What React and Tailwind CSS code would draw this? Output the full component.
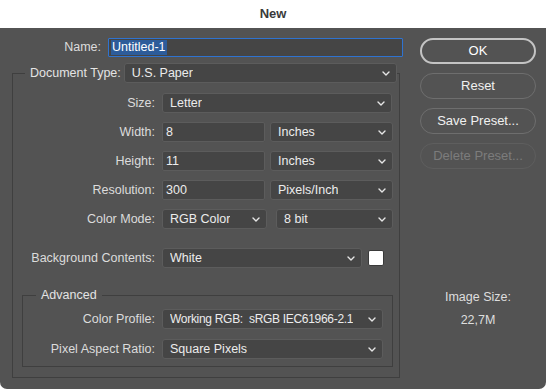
const font = { fontFamily: '"Liberation Sans", Arial, sans-serif' };

function Chevron() {
  return (
    <svg width="8" height="5" viewBox="0 0 8 5" className="shrink-0">
      <path d="M1 1l3 3 3-3" fill="none" stroke="#e6e6e6" strokeWidth="1.4" strokeLinecap="round" strokeLinejoin="round" />
    </svg>
  );
}

function Select({ value, className = '', textClass = '' }) {
  return (
    <div className={`h-[20px] flex items-center justify-between pl-[7px] pr-[6px] bg-[#454545] border border-[#5c5c5c] rounded-[3px] text-[#ececec] ${className}`}>
      <span className={`truncate ${textClass}`}>{value}</span>
      <Chevron />
    </div>
  );
}

function Input({ value, className = '' }) {
  return (
    <div className={`h-[20px] flex items-center pl-[3px] bg-[#454545] border border-[#5c5c5c] rounded-[2px] text-[#ececec] ${className}`}>
      {value}
    </div>
  );
}

function Row({ label, labelW = 'w-[149px]', children, className = '' }) {
  return (
    <div className={`flex items-center ${className}`}>
      <div className={`${labelW} shrink-0 pr-[7px] text-right text-[#dcdcdc]`}>{label}</div>
      {children}
    </div>
  );
}

function Button({ children, variant }) {
  const styles = {
    primary: 'border-2 border-[#c4c4c4] text-white',
    normal: 'border border-[#6e6e6e] text-[#f0f0f0]',
    disabled: 'border border-[#5e5e5e] text-[#7c7c7c]',
  };
  return (
    <div className={`h-[26px] w-[116px] rounded-full flex items-center justify-center text-[13px] ${styles[variant]}`}>
      {children}
    </div>
  );
}

export default function App() {
  return (
    <div className="w-[546px] h-[389px] bg-white text-[12.5px]" style={font}>
      <div className="h-[28px] flex items-center justify-center text-[13px] font-bold text-[#3a3a3a]">New</div>
      <div className="h-[361px] bg-[#535353] rounded-b-[7px] flex">
        <div className="w-[410px] pt-[10px] pl-[12px]">
          <Row label="Name:" labelW="w-[96px]" className="-ml-[12px] pl-[12px]">
            <div className="h-[19px] w-[295px] flex items-center pl-[2px] bg-[#454545] border border-[#2f73d0] rounded-[1px]">
              <span className="bg-[#2d5c9a] text-white px-[1px] leading-[15px]">Untitled-1</span>
            </div>
          </Row>

          <fieldset className="w-[388px] mt-[6px] border border-[#3f3f3f] pt-[10px] pb-[10px]">
            <legend className="ml-[12px] pl-[5px] flex items-center">
              <span className="text-[#e4e4e4] pr-[3px]">Document Type:</span>
              <Select value="U.S. Paper" className="w-[273px]" />
            </legend>

            <div className="flex flex-col gap-[9px]">
              <Row label="Size:">
                <Select value="Letter" className="w-[230px]" />
              </Row>
              <Row label="Width:">
                <Input value="8" className="w-[103px]" />
                <Select value="Inches" className="w-[123px] ml-[5px]" />
              </Row>
              <Row label="Height:">
                <Input value="11" className="w-[103px]" />
                <Select value="Inches" className="w-[123px] ml-[5px]" />
              </Row>
              <Row label="Resolution:">
                <Input value="300" className="w-[103px]" />
                <Select value="Pixels/Inch" className="w-[123px] ml-[5px]" />
              </Row>
              <Row label="Color Mode:">
                <Select value="RGB Color" className="w-[105px]" />
                <Select value="8 bit" className="w-[117px] ml-[9px]" />
              </Row>
            </div>

            <Row label="Background Contents:" className="mt-[19px]">
              <Select value="White" className="w-[200px]" />
              <div className="ml-[6px] w-[16px] h-[16px] bg-white rounded-[2px] border border-[#3a3a3a]" />
            </Row>

            <fieldset className="ml-[9px] mt-[19px] w-[371px] border border-[#3f3f3f] pt-[6px] pb-[7px]">
              <legend className="ml-[13px] px-[5px] text-[#e4e4e4] leading-[16px]">Advanced</legend>
              <div className="flex flex-col gap-[10px]">
                <Row label="Color Profile:" labelW="w-[139px]">
                  <Select
                    value="Working RGB:  sRGB IEC61966-2.1"
                    className="w-[221px]"
                    textClass="whitespace-pre text-[12px] tracking-[-0.3px]"
                  />
                </Row>
                <Row label="Pixel Aspect Ratio:" labelW="w-[139px]">
                  <Select value="Square Pixels" className="w-[221px]" />
                </Row>
              </div>
            </fieldset>
          </fieldset>
        </div>

        <div className="flex-1 pt-[10px] pl-[10px] flex flex-col">
          <div className="flex flex-col gap-[9px]">
            <Button variant="primary">OK</Button>
            <Button variant="normal">Reset</Button>
            <Button variant="normal">Save Preset...</Button>
            <Button variant="disabled">Delete Preset...</Button>
          </div>
          <div className="mt-[119px] w-[116px] flex flex-col items-center gap-[4px] text-[#dedede] text-[12.5px]">
            <div>Image Size:</div>
            <div>22,7M</div>
          </div>
        </div>
      </div>
    </div>
  );
}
###
Omit the pictures and output all of the other material exactly.

- Output for this task
What React and Tailwind CSS code would draw this? Output the full component.
const font = { fontFamily: '"Liberation Sans", Arial, sans-serif' };

function Chevron() {
  return (
    <svg width="8" height="5" viewBox="0 0 8 5" className="shrink-0">
      <path d="M1 1l3 3 3-3" fill="none" stroke="#e6e6e6" strokeWidth="1.4" strokeLinecap="round" strokeLinejoin="round" />
    </svg>
  );
}

function Select({ value, className = '', textClass = '' }) {
  return (
    <div className={`h-[20px] flex items-center justify-between pl-[7px] pr-[6px] bg-[#454545] border border-[#5c5c5c] rounded-[3px] text-[#ececec] ${className}`}>
      <span className={`truncate ${textClass}`}>{value}</span>
      <Chevron />
    </div>
  );
}

function Input({ value, className = '' }) {
  return (
    <div className={`h-[20px] flex items-center pl-[3px] bg-[#454545] border border-[#5c5c5c] rounded-[2px] text-[#ececec] ${className}`}>
      {value}
    </div>
  );
}

function Row({ label, labelW = 'w-[149px]', children, className = '' }) {
  return (
    <div className={`flex items-center ${className}`}>
      <div className={`${labelW} shrink-0 pr-[7px] text-right text-[#dcdcdc]`}>{label}</div>
      {children}
    </div>
  );
}

function Button({ children, variant }) {
  const styles = {
    primary: 'border-2 border-[#c4c4c4] text-white',
    normal: 'border border-[#6e6e6e] text-[#f0f0f0]',
    disabled: 'border border-[#5e5e5e] text-[#7c7c7c]',
  };
  return (
    <div className={`h-[26px] w-[116px] rounded-full flex items-center justify-center text-[13px] ${styles[variant]}`}>
      {children}
    </div>
  );
}

export default function App() {
  return (
    <div className="w-[546px] h-[389px] bg-white text-[12.5px]" style={font}>
      <div className="h-[28px] flex items-center justify-center text-[13px] font-bold text-[#3a3a3a]">New</div>
      <div className="h-[361px] bg-[#535353] rounded-b-[7px] flex">
        <div className="w-[410px] pt-[10px] pl-[12px]">
          <Row label="Name:" labelW="w-[96px]" className="-ml-[12px] pl-[12px]">
            <div className="h-[19px] w-[295px] flex items-center pl-[2px] bg-[#454545] border border-[#2f73d0] rounded-[1px]">
              <span className="bg-[#2d5c9a] text-white px-[1px] leading-[15px]">Untitled-1</span>
            </div>
          </Row>

          <fieldset className="w-[388px] mt-[6px] border border-[#3f3f3f] pt-[10px] pb-[10px]">
            <legend className="ml-[12px] pl-[5px] flex items-center">
              <span className="text-[#e4e4e4] pr-[3px]">Document Type:</span>
              <Select value="U.S. Paper" className="w-[273px]" />
            </legend>

            <div className="flex flex-col gap-[9px]">
              <Row label="Size:">
                <Select value="Letter" className="w-[230px]" />
              </Row>
              <Row label="Width:">
                <Input value="8" className="w-[103px]" />
                <Select value="Inches" className="w-[123px] ml-[5px]" />
              </Row>
              <Row label="Height:">
                <Input value="11" className="w-[103px]" />
                <Select value="Inches" className="w-[123px] ml-[5px]" />
              </Row>
              <Row label="Resolution:">
                <Input value="300" className="w-[103px]" />
                <Select value="Pixels/Inch" className="w-[123px] ml-[5px]" />
              </Row>
              <Row label="Color Mode:">
                <Select value="RGB Color" className="w-[105px]" />
                <Select value="8 bit" className="w-[117px] ml-[9px]" />
              </Row>
            </div>

            <Row label="Background Contents:" className="mt-[19px]">
              <Select value="White" className="w-[200px]" />
              <div className="ml-[6px] w-[16px] h-[16px] bg-white rounded-[2px] border border-[#3a3a3a]" />
            </Row>

            <fieldset className="ml-[9px] mt-[19px] w-[371px] border border-[#3f3f3f] pt-[6px] pb-[7px]">
              <legend className="ml-[13px] px-[5px] text-[#e4e4e4] leading-[16px]">Advanced</legend>
              <div className="flex flex-col gap-[10px]">
                <Row label="Color Profile:" labelW="w-[139px]">
                  <Select
                    value="Working RGB:  sRGB IEC61966-2.1"
                    className="w-[221px]"
                    textClass="whitespace-pre text-[12px] tracking-[-0.3px]"
                  />
                </Row>
                <Row label="Pixel Aspect Ratio:" labelW="w-[139px]">
                  <Select value="Square Pixels" className="w-[221px]" />
                </Row>
              </div>
            </fieldset>
          </fieldset>
        </div>

        <div className="flex-1 pt-[10px] pl-[10px] flex flex-col">
          <div className="flex flex-col gap-[9px]">
            <Button variant="primary">OK</Button>
            <Button variant="normal">Reset</Button>
            <Button variant="normal">Save Preset...</Button>
            <Button variant="disabled">Delete Preset...</Button>
          </div>
          <div className="mt-[119px] w-[116px] flex flex-col items-center gap-[4px] text-[#dedede] text-[12.5px]">
            <div>Image Size:</div>
            <div>22,7M</div>
          </div>
        </div>
      </div>
    </div>
  );
}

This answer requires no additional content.